A stationary set-up shows Ludovico step up behind her with his sword, ready to provoke the fight, and jab her in the back. She cries out sharply, as though waking from a nightmare, spins around and steps to one side. By now it is the second afternoon, and a strong, flappy wind comes over the battlements from the sea (a few hours ago, it gave a love scene between Morag and Jacob on a hillside a distinct Wuthering Heights flavour); the mood is tense and edgy, and the musicians’ playing becomes increasingly ceremonial in sound from one take to the next, suggesting some sort of blood sacrifice….

A stationary set-up shows Ludovico step up behind her with his sword, ready to provoke the fight, and jab her in the back. She cries out sharply, as though waking from a nightmare, spins around and steps to one side. By now it is the second afternoon, and a strong, flappy wind comes over the battlements from the sea (a few hours ago, it gave a love scene between Morag and Jacob on a hillside a distinct Wuthering Heights flavour); the mood is tense and edgy, and the musicians’ playing becomes increasingly ceremonial in sound from one take to the next, suggesting some sort of blood sacrifice….

In the dungeon: Morag and Erika enter and stalk round the body of Morag’s dead brother Shane — who, for reasons that are unexplained, looks exactly like Jacob and is played by the same actor — reciting lines from Tourneur (in English) which they will subsequently use in the scene that they stage for Giulia and her band. This time their delivery is strictly incantatory and ritualistic, their voices overlapping as Erika echoes Morag, repeating the same edited speech several times:

Now to my tragic business.
I have not fashioned this only for show
And useless property; no, it shall be a part
E’en in its own revenge. This very skull,
With this drug,
The mortal curse of the earth shall be

The musicians play off-camera in a cramped chamber behind the bright lights being used in this dank interior, stopping and starting their dirge — a drawling bowed bass and a cymbal struck with mallets — in accordance with the simultaneous pauses of Chaplin and Markham in their recitation and pacing. This accompaniment becomes increasingly hypnotic through all five takes, and I’m hardly surprised to hear from Markham afterwards that she wasn’t even aware of the music playing, so completely had it become absorbed by and blended into the action of the scene.

The separate circular trajectories of the actresses round the body on the floor — wrapped from head to foot in sailcloth — and a hammock made of chains which hangs beside it, arc complex indeed, and my efforts to trace them in my notebook lead to an impenetrable jumble.

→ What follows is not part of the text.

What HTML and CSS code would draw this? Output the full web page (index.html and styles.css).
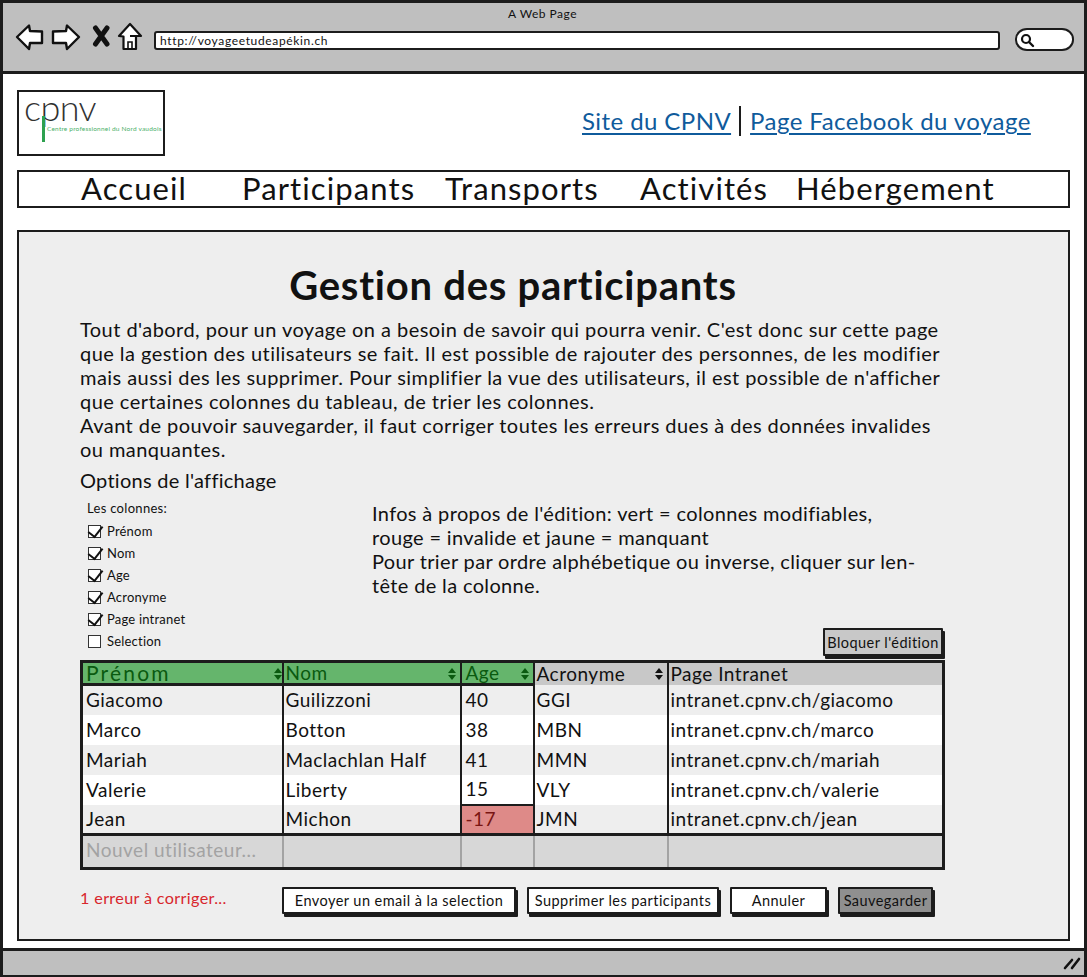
FILE: index.html
```html
<!DOCTYPE html>
<html lang="fr">
<head>
<meta charset="utf-8">
<title>A Web Page</title>
<link rel="stylesheet" href="styles.css">
</head>
<body>
<div class="window">
  <header class="chrome">
    <div class="chrome-title">A Web Page</div>
    <div class="chrome-row">
      <svg class="nav-icons" width="128" height="30" viewBox="0 0 128 30" aria-hidden="true">
        <path d="M2 15 L14 3.500 L15 9 L27 9.500 L27 21 L15 21 L14 27 Z" fill="#fff" stroke="#111" stroke-width="2.400" stroke-linejoin="round"/>
        <path d="M64 15 L52 3.500 L51 9 L38 9.500 L38 21 L51 21 L52 27 Z" fill="#fff" stroke="#111" stroke-width="2.400" stroke-linejoin="round"/>
        <path d="M80.500 6 L92 22 M92 6 L80.500 22" fill="none" stroke="#111" stroke-width="5" stroke-linecap="round"/>
        <path d="M115 14 L115 14 L126 14 L115 2 L104 14 L108.500 14.500 L108.500 27 L121 27 L121 14" fill="#fff" stroke="#111" stroke-width="2.200" stroke-linejoin="round"/>
        <path d="M113 27 L113 20 L117 20 L117 27" fill="none" stroke="#111" stroke-width="1.600"/>
      </svg>
      <div class="url-bar">http://voyageetudeapékin.ch</div>
      <div class="search-pill">
        <svg width="16" height="16" viewBox="0 0 16 16" aria-hidden="true">
          <circle cx="7" cy="7" r="4" fill="none" stroke="#111" stroke-width="2.200"/>
          <path d="M10 10 L14 14" stroke="#111" stroke-width="2.400" stroke-linecap="round"/>
        </svg>
      </div>
    </div>
  </header>

  <main class="page">
    <div class="top">
      <div class="logo">
        <div class="logo-word"><span>c</span><span class="logo-p">p</span><span>nv</span></div>
        <span class="logo-stem"></span>
        <div class="logo-sub">Centre professionnel du Nord vaudois</div>
      </div>
      <div class="links">
        <a class="link link-first" href="#">Site du CPNV</a>
        <a class="link link-second" href="#">Page Facebook du voyage</a>
      </div>
    </div>

    <nav class="menu">
      <span class="menu-item">Accueil</span>
      <span class="menu-item">Participants</span>
      <span class="menu-item">Transports</span>
      <span class="menu-item">Activités</span>
      <span class="menu-item">Hébergement</span>
    </nav>

    <section class="panel">
      <h1 class="title">Gestion des participants</h1>
      <p class="intro">Tout d'abord, pour un voyage on a besoin de savoir qui pourra venir. C'est donc sur cette page<br>
      que la gestion des utilisateurs se fait. Il est possible de rajouter des personnes, de les modifier<br>
      mais aussi des les supprimer. Pour simplifier la vue des utilisateurs, il est possible de n'afficher<br>
      que certaines colonnes du tableau, de trier les colonnes.<br>
      Avant de pouvoir sauvegarder, il faut corriger toutes les erreurs dues à des données invalides<br>
      ou manquantes.</p>
      <h2 class="options-title">Options de l'affichage</h2>

      <div class="options">
        <div class="columns">
          <div class="columns-label">Les colonnes:</div>
          <div class="check"><span class="box checked"></span>Prénom</div>
          <div class="check"><span class="box checked"></span>Nom</div>
          <div class="check"><span class="box checked"></span>Age</div>
          <div class="check"><span class="box checked"></span>Acronyme</div>
          <div class="check"><span class="box checked"></span>Page intranet</div>
          <div class="check"><span class="box"></span>Selection</div>
        </div>
        <div class="info">
          <p class="info-text">Infos à propos de l'édition: vert = colonnes modifiables,<br>
          rouge = invalide et jaune = manquant<br>
          Pour trier par ordre alphébetique ou inverse, cliquer sur len-<br>
          tête de la colonne.</p>
          <button class="btn btn-lock">Bloquer l'édition</button>
        </div>
      </div>

      <table class="grid">
        <colgroup>
          <col class="c1"><col class="c2"><col class="c3"><col class="c4"><col class="c5">
        </colgroup>
        <thead>
          <tr>
            <th class="green wide">Prénom<span class="sort"></span></th>
            <th class="green">Nom<span class="sort sort-in"></span></th>
            <th class="green">Age<span class="sort sort-in"></span></th>
            <th>Acronyme<span class="sort sort-in"></span></th>
            <th>Page Intranet</th>
          </tr>
        </thead>
        <tbody>
          <tr><td>Giacomo</td><td>Guilizzoni</td><td>40</td><td>GGI</td><td>intranet.cpnv.ch/giacomo</td></tr>
          <tr><td>Marco</td><td>Botton</td><td>38</td><td>MBN</td><td>intranet.cpnv.ch/marco</td></tr>
          <tr><td>Mariah</td><td>Maclachlan Half</td><td>41</td><td>MMN</td><td>intranet.cpnv.ch/mariah</td></tr>
          <tr><td>Valerie</td><td>Liberty</td><td>15</td><td>VLY</td><td>intranet.cpnv.ch/valerie</td></tr>
          <tr><td>Jean</td><td>Michon</td><td class="bad">-17</td><td>JMN</td><td>intranet.cpnv.ch/jean</td></tr>
          <tr class="new-row"><td>Nouvel utilisateur...</td><td></td><td></td><td></td><td></td></tr>
        </tbody>
      </table>

      <div class="actions">
        <span class="error">1 erreur à corriger...</span>
        <button class="btn btn-mail">Envoyer un email à la selection</button>
        <button class="btn btn-del">Supprimer les participants</button>
        <button class="btn btn-cancel">Annuler</button>
        <button class="btn btn-save">Sauvegarder</button>
      </div>
    </section>
  </main>

  <footer class="status">
    <svg width="18" height="14" viewBox="0 0 18 14" aria-hidden="true">
      <path d="M2 12 L9 4 M9 12 L16 3" stroke="#111" stroke-width="2.600" stroke-linecap="round"/>
    </svg>
  </footer>
</div>
</body>
</html>
```

FILE: styles.css
```css
* { box-sizing: border-box; }
html, body { margin: 0; padding: 0; background: #fff; }
body { font-family: "Lato", "Open Sans", sans-serif; color: #111; }

.window {
  width: 1087px;
  height: 977px;
  border: 3px solid #1c1c1c;
  border-bottom-width: 2px;
  display: flex;
  flex-direction: column;
  overflow: hidden;
  background: #fff;
}

/* browser chrome */
.chrome {
  height: 71px;
  flex: none;
  background: #bfbfbf;
  border-bottom: 3px solid #1c1c1c;
  display: flex;
  flex-direction: column;
}
.chrome-title {
  text-align: center;
  font-size: 12px;
  line-height: 14px;
  letter-spacing: .5px;
  padding-top: 4px;
  height: 18px;
  padding-right: 2px;
}
.chrome-row {
  display: flex;
  align-items: center;
  padding: 0 10px 0 12px;
  margin-top: 3px;
  height: 32px;
}
.nav-icons { flex: none; margin-right: 11px; margin-bottom: 6px; }
.url-bar {
  flex: none;
  width: 846px;
  height: 19px;
  background: #fff;
  border: 2px solid #1c1c1c;
  border-radius: 3px;
  font-size: 12px;
  line-height: 15px;
  letter-spacing: .65px;
  padding-left: 4px;
}
.search-pill {
  flex: none;
  width: 59px;
  height: 23px;
  margin-left: 15px;
  margin-bottom: 2px;
  background: #fff;
  border: 2px solid #1c1c1c;
  border-radius: 12px / 11px;
  padding: 2px 0 0 2px;
  display: flex;
  align-items: flex-start;
}

/* page */
.page {
  flex: 1;
  min-height: 0;
  padding: 16px 14px 0;
  display: flex;
  flex-direction: column;
}
.top { display: flex; align-items: flex-start; height: 65px; flex: none; }
.logo {
  position: relative;
  width: 148px;
  height: 66px;
  background: #fff;
  border: 2px solid #1c1c1c;
  flex: none;
}
.logo-word {
  position: absolute;
  left: 5px;
  top: -1px;
  font-size: 36px;
  line-height: 32px;
  font-weight: 300;
  color: #333;
  letter-spacing: -.6px;
}
.logo-p { color: #2f2f2f; }
.logo-stem {
  position: absolute;
  left: 23px;
  top: 24px;
  width: 2.500px;
  height: 26px;
  background: #2ea14f;
}
.logo-sub {
  position: absolute;
  left: 28px;
  top: 32px;
  font-size: 6.500px;
  line-height: 9px;
  letter-spacing: .2px;
  color: #4caf6a;
  white-space: nowrap;
}
.links {
  margin-left: 417px;
  margin-top: 16px;
  display: flex;
  align-items: center;
}
.link {
  font-size: 24px;
  line-height: 30px;
  color: #0f5b9c;
  text-decoration: underline;
  text-decoration-thickness: 1.500px;
  text-underline-offset: 3px;
  white-space: nowrap;
}
.link-first { padding-right: 8px; border-right: 2px solid #1c1c1c; letter-spacing: .42px; }
.link-second { padding-left: 9px; letter-spacing: .45px; }

.menu {
  flex: none;
  margin-top: 15px;
  height: 38px;
  border: 2px solid #1c1c1c;
  display: grid;
  grid-template-columns: 161px 203px 195px 156px 1fr;
  padding: 0 0 2px 62px;
  align-items: center;
}
.menu-item {
  font-size: 31px;
  line-height: 32px;
  letter-spacing: 1.100px;
  white-space: nowrap;
}

.panel {
  flex: none;
  margin-top: 22px;
  height: 711px;
  background: #eee;
  border: 2px solid #1c1c1c;
  padding: 0 0 0 61px;
}
.title {
  margin: 30px 0 0;
  width: 866px;
  text-align: center;
  font-size: 40px;
  line-height: 46px;
  font-weight: 700;
  letter-spacing: .75px;
}
.intro {
  margin: 9px 0 0;
  font-size: 20px;
  line-height: 24px;
  letter-spacing: .45px;
  white-space: nowrap;
}
.options-title {
  margin: 7px 0 0;
  font-size: 20px;
  line-height: 24px;
  font-weight: 400;
  letter-spacing: .27px;
}
.options { display: flex; height: 169px; }
.columns { width: 292px; flex: none; padding: 8px 0 0 7px; }
.columns-label { font-size: 13px; line-height: 16px; letter-spacing: .3px; height: 15px; }
.check {
  display: flex;
  align-items: center;
  height: 22px;
  font-size: 13px;
  letter-spacing: .2px;
}
.columns-label + .check { margin-top: 5px; }
.box {
  position: relative;
  width: 13px;
  height: 13px;
  margin: 1px 6px 0 1px;
  background: #fff;
  border: 1.500px solid #333;
  flex: none;
}
.box.checked::after {
  content: "";
  position: absolute;
  left: 2px;
  top: -3px;
  width: 7px;
  height: 12px;
  border: solid #111;
  border-width: 0 2.500px 2.500px 0;
  transform: rotate(38deg);
}
.info {
  flex: 1;
  min-width: 0;
  display: flex;
  flex-direction: column;
  padding-top: 9px;
}
.info-text {
  margin: 0;
  font-size: 20px;
  line-height: 24px;
  letter-spacing: .35px;
  white-space: nowrap;
}
.btn {
  font-family: inherit;
  color: #111;
  background: #fff;
  border: 2px solid #1c1c1c;
  box-shadow: 2px 3px 0 #1c1c1c;
  padding: 0;
  height: 27px;
  font-size: 14.500px;
  letter-spacing: .45px;
  border-radius: 1px;
  white-space: nowrap;
}
.btn-lock {
  align-self: flex-start;
  margin: auto 0 5px 451px;
  width: 120px;
  height: 28px;
  background: #c8c8c8;
}

.grid {
  width: 865px;
  table-layout: fixed;
  border-collapse: collapse;
  border: 3px solid #1c1c1c;
  font-size: 19px;
  line-height: 20px;
  letter-spacing: .5px;
  margin-top: -1px;
}
.c1 { width: 201px; }
.c2 { width: 178px; }
.c3 { width: 73px; }
.c4 { width: 134px; }
.grid th {
  position: relative;
  height: 23px;
  padding: 0 2px;
  text-align: left;
  font-weight: 400;
  background: #c8c8c8;
  border-right: 2px solid #1c1c1c;
}
.grid th.green {
  background: #65b56c;
  color: #0a5a10;
  border-bottom: 3px solid #1c1c1c;
}
.grid th.wide { font-size: 21px; letter-spacing: 2.200px; padding-left: 3px; }
.grid th:nth-child(3), .grid td:nth-child(3) { padding-left: 4px; }
.grid th:last-child { border-right: 0; }
.sort {
  position: absolute;
  right: 4px;
  top: 5px;
  width: 0;
  height: 13px;
}
.sort-in { right: 8px; }
.sort::before, .sort::after {
  content: "";
  position: absolute;
  left: -4px;
  width: 0;
  height: 0;
  border-left: 4px solid transparent;
  border-right: 4px solid transparent;
}
.sort::before { top: 0; border-bottom: 5px solid currentColor; }
.sort::after { top: 7px; border-top: 5px solid currentColor; }
.grid td {
  height: 30px;
  padding: 0 2px;
  border-right: 2px solid #1c1c1c;
  white-space: nowrap;
  overflow: hidden;
}
.grid td:first-child { padding-left: 3px; }
.grid td:last-child { border-right: 0; }
.grid tbody tr:nth-child(odd) td { background: #eee; }
.grid tbody tr:nth-child(even) td { background: #fff; }
.grid td.bad {
  background: #de8a88 !important;
  color: #7a1512;
  border: 2px solid #1c1c1c;
}
.grid tbody tr.new-row td {
  height: 34px;
  background: #d7d7d7;
  color: #a3a3a3;
  border-top: 3px solid #1c1c1c;
  border-right: 2px solid #a3a3a3;
  padding-bottom: 3px;
}
.grid tbody tr.new-row td:last-child { border-right: 0; }

.actions {
  display: flex;
  align-items: center;
  margin-top: 15px;
  height: 30px;
}
.error {
  width: 202px;
  flex: none;
  color: #d8262c;
  font-size: 16.200px;
  letter-spacing: .35px;
  margin-top: -5px;
}
.btn-mail { width: 234px; margin-right: 11px; }
.btn-del { width: 192px; margin-right: 11px; }
.btn-cancel { width: 97px; margin-right: 11px; }
.btn-save { width: 95px; background: #8f8f8f; }

.status {
  margin-top: auto;
  flex: none;
  height: 27px;
  background: #bfbfbf;
  border-top: 3px solid #1c1c1c;
  display: flex;
  justify-content: flex-end;
  align-items: center;
  padding-right: 3px;
}
```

Each take improves on the last as Rivette slows the action down and stretches it out: the first runs for 112 seconds, the last for 140. The script-girl informs me that the longest take. the film so far is 230 seconds; but this is nothing compared to a few separate shots of Michael Lonsdale’s theatre group in the 13-hour, 16mm Out 1, which apparently ran over ten times longer.

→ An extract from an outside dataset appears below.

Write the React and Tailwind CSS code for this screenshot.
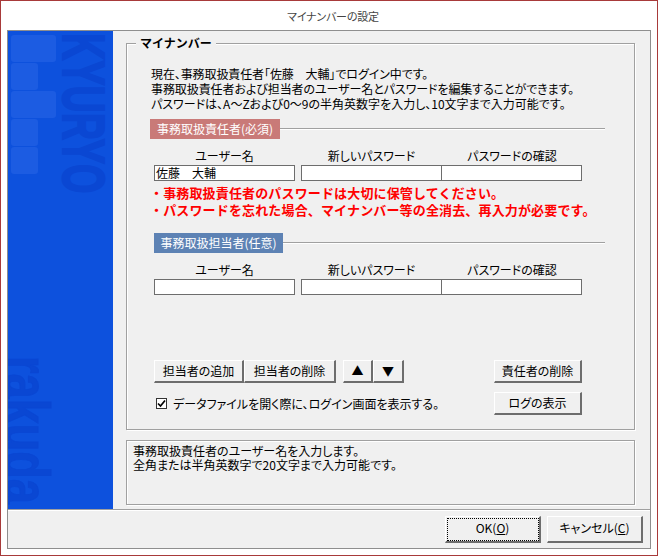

The shot ends with both actresses kneeling beside the body and Morag drawing out her knife (there are some smiles from the crew each time Rivette says ‘Cut’). In the next shot, which shows them tearing apart the fabric to look at Shane, the camera assumes a low angle and becomes mobile, pushed forward on wheels in a path which somewhat resembles an inverted S — beginning at the top end of the figure and proceeding towards Shane’s features in horizontal profile before panning up to Morag’s face — a manoeuvre that requires Markham to move our of her position silently when the camera approaches. No music this time, only the sound of ripping cloth as Balsan in his heavy corpse make-up gets unveiled through several retakes…

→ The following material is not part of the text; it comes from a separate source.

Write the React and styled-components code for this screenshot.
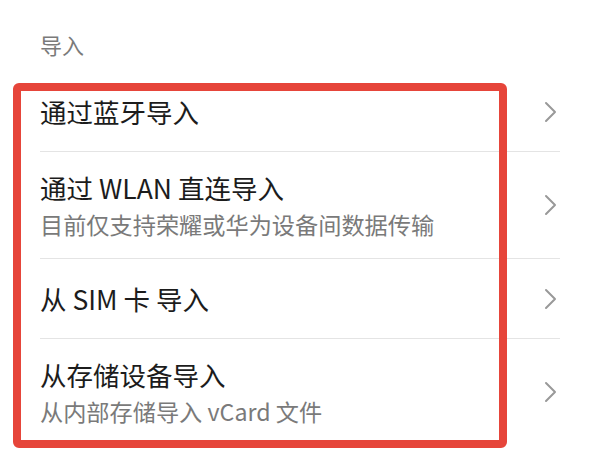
import React from "react";
import styled, { createGlobalStyle } from "styled-components";

const Global = createGlobalStyle`
    html, body {
        margin: 0;
        padding: 0;
        background: #ffffff;
    }
    body {
        font-family: "Noto Sans CJK SC", "Noto Sans", sans-serif;
    }
`

const Page = styled.div`
    position: relative;
    width: 600px;
    height: 450px;
    overflow: hidden;
    padding: 0 40px;
    box-sizing: border-box;
`

const SectionTitle = styled.div`
    padding-top: 28px;
    height: 44px;
    font-size: 22px;
    line-height: 32px;
    color: #7a7a7a;
`

const List = styled.ul`
    list-style: none;
    margin: 0;
    padding: 0;
    width: 520px;
`

const Row = styled.li`
    display: flex;
    align-items: center;
    justify-content: space-between;
    min-height: 80px;
    padding: 17px 3px 17px 0;
    box-sizing: border-box;
    border-bottom: ${({ last }) => (last ? "none" : "1px solid #e4e4e4")};
`

const Texts = styled.div`
    display: flex;
    flex-direction: column;
`

const Title = styled.span`
    font-size: 26.5px;
    line-height: 38px;
    color: #1c1c1c;
`

const Sub = styled.span`
    font-size: 23.2px;
    line-height: 34px;
    color: #7a7a7a;
`

const Highlight = styled.div`
    position: absolute;
    left: 13px;
    top: 83px;
    width: 494px;
    height: 365px;
    border: 8px solid #e6453a;
    border-radius: 6px;
    box-sizing: border-box;
    pointer-events: none;
`

const Chevron = () => (
    <svg width="14" height="22" viewBox="0 0 14 22">
        <path d="M3 2 L12 11 L3 20" fill="none" stroke="#999999" strokeWidth="2" strokeLinecap="round" strokeLinejoin="round" />
    </svg>
)

const items = [
    { title: "通过蓝牙导入" },
    { title: "通过 WLAN 直连导入", sub: "目前仅支持荣耀或华为设备间数据传输" },
    { title: "从 SIM 卡 导入" },
    { title: "从存储设备导入", sub: "从内部存储导入 vCard 文件" },
]

const App = () => {
    return (
        <Page>
            <Global />
            <SectionTitle>导入</SectionTitle>
            <List>
                {items.map((item, i) => (
                    <Row key={item.title} last={i === items.length - 1}>
                        <Texts>
                            <Title>{item.title}</Title>
                            {item.sub && <Sub>{item.sub}</Sub>}
                        </Texts>
                        <Chevron />
                    </Row>
                ))}
            </List>
            <Highlight />
        </Page>
    )
}

export default App;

As Michael Graham suggests above, Rivette’s route into a scene is often trial by error, and it appears that his customary method of composing a plot with his writers is to ask for a string of suggestions, systematically rejecting each of them until he arrives at what he likes. When I ask Geraldine Chaplin about his manner of directing performances, she describes a process which again seems similar: ‘Rivette is very positive that he doesn’t know what he wants. But he knows what he doesn’t want — and he’s very particular, too. He’s very tough. You have to invent thirty-five different ideas and show them to him like you were selling carpets, and then he says, “Okay, do that.” But it’s exhausting.’

This kind of aggressive passivity has led to a different formula for group collaboration on each of his projects, but in each case it appears to be grounded in the habits of a spectator-critic, a person more accustomed to watching and evaluating what he sees than to creating something ex nihilo for someone else to see — a desire to experiment which seems born out of sheer curiosity, the question ‘What would happen if…?’ Perhaps this is why he usually places so much importance on editing, where questions can be asked and asked again. It will be interesting to see how much he can do with editing in these films, when so much of the footage is composed of long takes, the plots are extremely dense, and there evidently isn’t enough material to make lengthy features out of them. Whatever emerges, one suspects that it will only extend the question about authorship that each of his films since L’Amour Fou has raised.

The closer emphasis and attention in Les Filles du feu on framing, composition, camera movements, actors’ movements and all the other physical coordinates of mise en scène will undoubtedly produce some changes in what we suppose a ‘Rivette film’ to be, and in the process will likely raise more questions about many things than they begin to resolve. The excitement and adventure of a Rivette project is quite literally that of a leap into the unknown — a form of suspense and suspension that begins when it is first conceived, grows and deepens while it is being filmed and edited, obstinately persists well past the point when the film is completed, continuing in the mind of each spectator who sees it and interrogates it in his own fashion.



  1. L’Oeil Froid and Viva were working titles for Duelle (1976).
  2. Le Vengeur was the working title for Noroît (1976).